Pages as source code

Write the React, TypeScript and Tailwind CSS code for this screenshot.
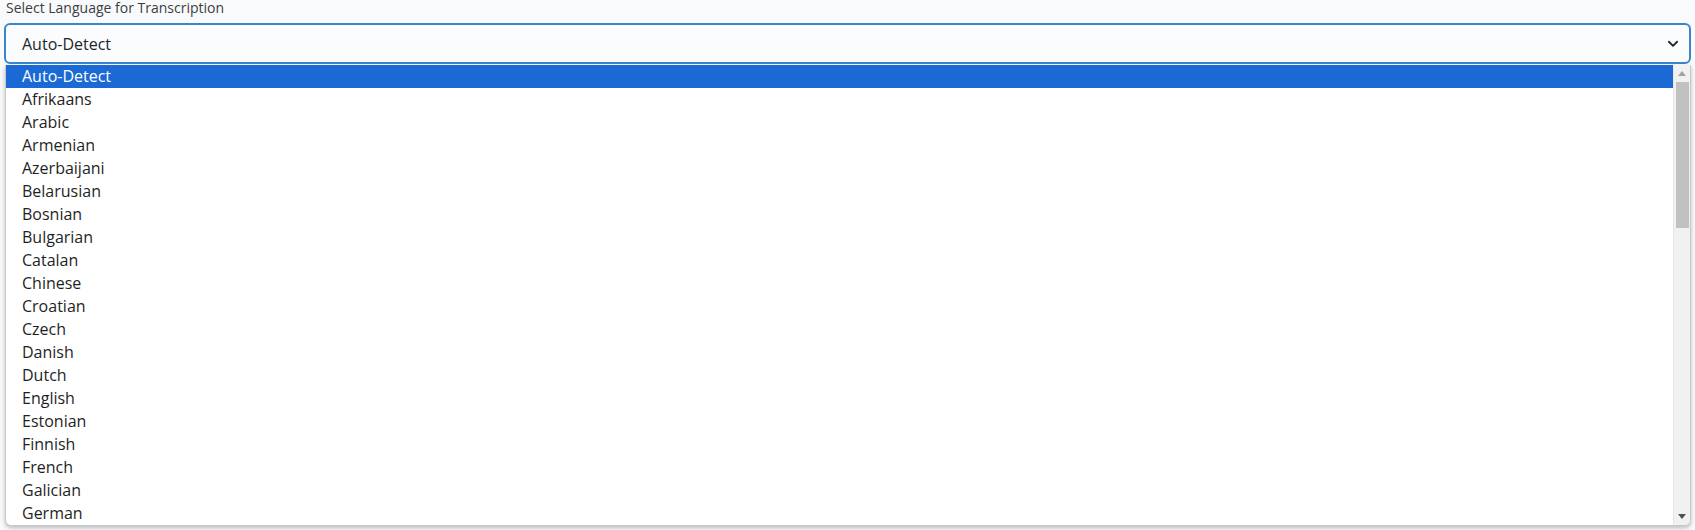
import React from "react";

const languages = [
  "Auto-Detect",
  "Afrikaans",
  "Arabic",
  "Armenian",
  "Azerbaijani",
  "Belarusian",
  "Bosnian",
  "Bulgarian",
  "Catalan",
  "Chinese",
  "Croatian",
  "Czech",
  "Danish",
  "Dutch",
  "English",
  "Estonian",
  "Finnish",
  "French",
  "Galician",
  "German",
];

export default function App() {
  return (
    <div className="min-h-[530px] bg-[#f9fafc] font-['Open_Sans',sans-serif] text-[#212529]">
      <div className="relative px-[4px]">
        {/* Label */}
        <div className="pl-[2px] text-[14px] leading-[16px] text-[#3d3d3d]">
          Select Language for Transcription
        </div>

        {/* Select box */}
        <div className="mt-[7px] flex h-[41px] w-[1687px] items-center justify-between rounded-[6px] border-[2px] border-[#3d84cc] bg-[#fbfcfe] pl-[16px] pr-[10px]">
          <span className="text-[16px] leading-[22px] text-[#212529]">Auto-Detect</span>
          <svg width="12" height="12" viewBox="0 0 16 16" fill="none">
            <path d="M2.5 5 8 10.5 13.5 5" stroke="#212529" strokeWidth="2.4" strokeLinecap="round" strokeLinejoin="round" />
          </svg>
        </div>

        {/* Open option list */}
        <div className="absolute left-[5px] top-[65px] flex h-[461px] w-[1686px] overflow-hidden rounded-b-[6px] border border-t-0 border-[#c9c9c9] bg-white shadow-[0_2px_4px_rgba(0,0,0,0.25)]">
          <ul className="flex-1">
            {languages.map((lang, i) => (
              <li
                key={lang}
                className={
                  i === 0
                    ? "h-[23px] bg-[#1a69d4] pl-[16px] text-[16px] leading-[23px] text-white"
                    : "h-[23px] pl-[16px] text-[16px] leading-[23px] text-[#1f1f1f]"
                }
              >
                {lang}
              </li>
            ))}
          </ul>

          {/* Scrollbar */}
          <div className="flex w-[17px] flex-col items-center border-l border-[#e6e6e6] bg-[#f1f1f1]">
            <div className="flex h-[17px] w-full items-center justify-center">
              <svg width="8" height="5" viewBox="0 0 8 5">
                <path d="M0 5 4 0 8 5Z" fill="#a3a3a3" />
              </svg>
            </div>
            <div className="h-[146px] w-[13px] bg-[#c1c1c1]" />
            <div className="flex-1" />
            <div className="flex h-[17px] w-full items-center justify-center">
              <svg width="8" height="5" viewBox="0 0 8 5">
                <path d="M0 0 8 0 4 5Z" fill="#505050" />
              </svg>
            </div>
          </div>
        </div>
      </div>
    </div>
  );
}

---

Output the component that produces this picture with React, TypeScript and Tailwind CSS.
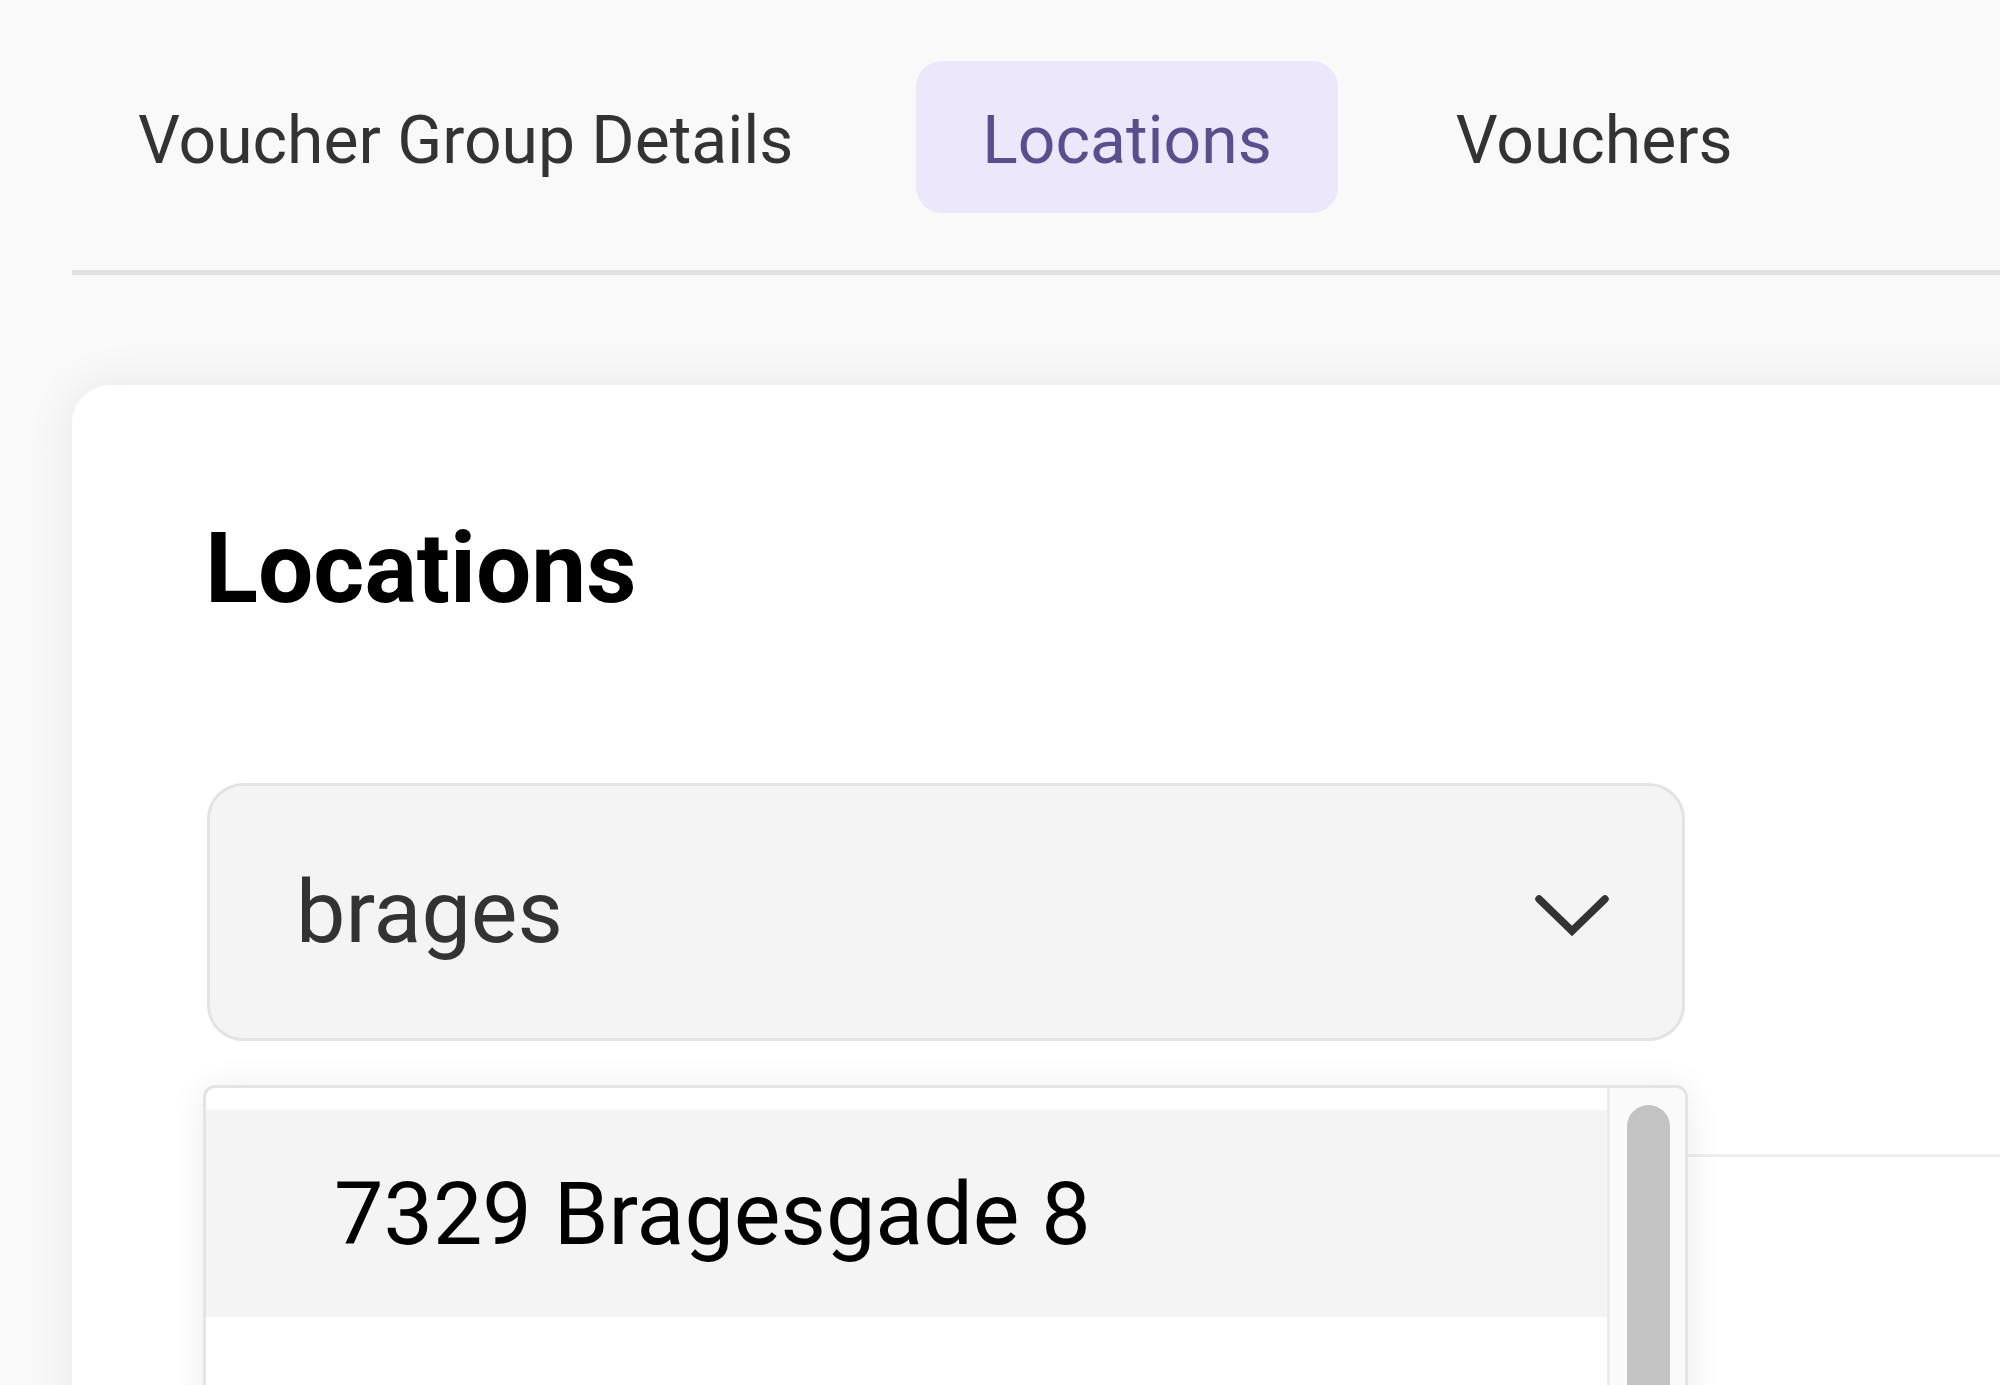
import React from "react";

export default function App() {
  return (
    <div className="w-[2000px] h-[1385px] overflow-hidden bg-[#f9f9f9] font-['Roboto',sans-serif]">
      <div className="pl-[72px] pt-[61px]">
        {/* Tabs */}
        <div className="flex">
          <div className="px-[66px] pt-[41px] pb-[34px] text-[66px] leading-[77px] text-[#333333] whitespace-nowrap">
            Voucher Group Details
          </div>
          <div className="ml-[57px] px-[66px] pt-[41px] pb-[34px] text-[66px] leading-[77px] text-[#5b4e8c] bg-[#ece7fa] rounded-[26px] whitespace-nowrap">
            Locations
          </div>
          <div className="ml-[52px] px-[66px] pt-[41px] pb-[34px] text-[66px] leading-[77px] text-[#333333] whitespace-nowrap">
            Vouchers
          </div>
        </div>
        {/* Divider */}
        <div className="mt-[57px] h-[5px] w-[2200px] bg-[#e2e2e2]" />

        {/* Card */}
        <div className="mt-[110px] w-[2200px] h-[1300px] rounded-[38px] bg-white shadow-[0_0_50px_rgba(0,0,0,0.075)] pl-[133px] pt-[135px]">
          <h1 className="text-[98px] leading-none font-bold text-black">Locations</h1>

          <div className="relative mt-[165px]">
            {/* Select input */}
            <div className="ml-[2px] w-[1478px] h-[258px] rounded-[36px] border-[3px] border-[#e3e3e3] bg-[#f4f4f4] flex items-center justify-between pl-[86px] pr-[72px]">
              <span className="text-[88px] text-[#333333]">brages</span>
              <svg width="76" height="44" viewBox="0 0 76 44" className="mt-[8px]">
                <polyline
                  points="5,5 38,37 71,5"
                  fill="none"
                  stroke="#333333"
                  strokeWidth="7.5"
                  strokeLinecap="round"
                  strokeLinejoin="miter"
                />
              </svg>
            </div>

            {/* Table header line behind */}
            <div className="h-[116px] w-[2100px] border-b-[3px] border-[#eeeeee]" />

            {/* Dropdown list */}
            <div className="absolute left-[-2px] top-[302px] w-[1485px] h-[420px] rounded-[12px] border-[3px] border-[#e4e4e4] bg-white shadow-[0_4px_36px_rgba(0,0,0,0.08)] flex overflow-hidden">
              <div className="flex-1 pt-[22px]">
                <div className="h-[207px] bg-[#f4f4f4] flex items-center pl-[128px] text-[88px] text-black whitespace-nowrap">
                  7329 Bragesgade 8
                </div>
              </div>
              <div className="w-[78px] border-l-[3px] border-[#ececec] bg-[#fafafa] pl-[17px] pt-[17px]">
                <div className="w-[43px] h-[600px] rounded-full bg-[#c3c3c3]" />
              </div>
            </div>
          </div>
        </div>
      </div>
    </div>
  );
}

→ DO THIS:
Count the lines in the entries that hold the word "React", and give nothing but the total.

→ FULL SOLUTION:
4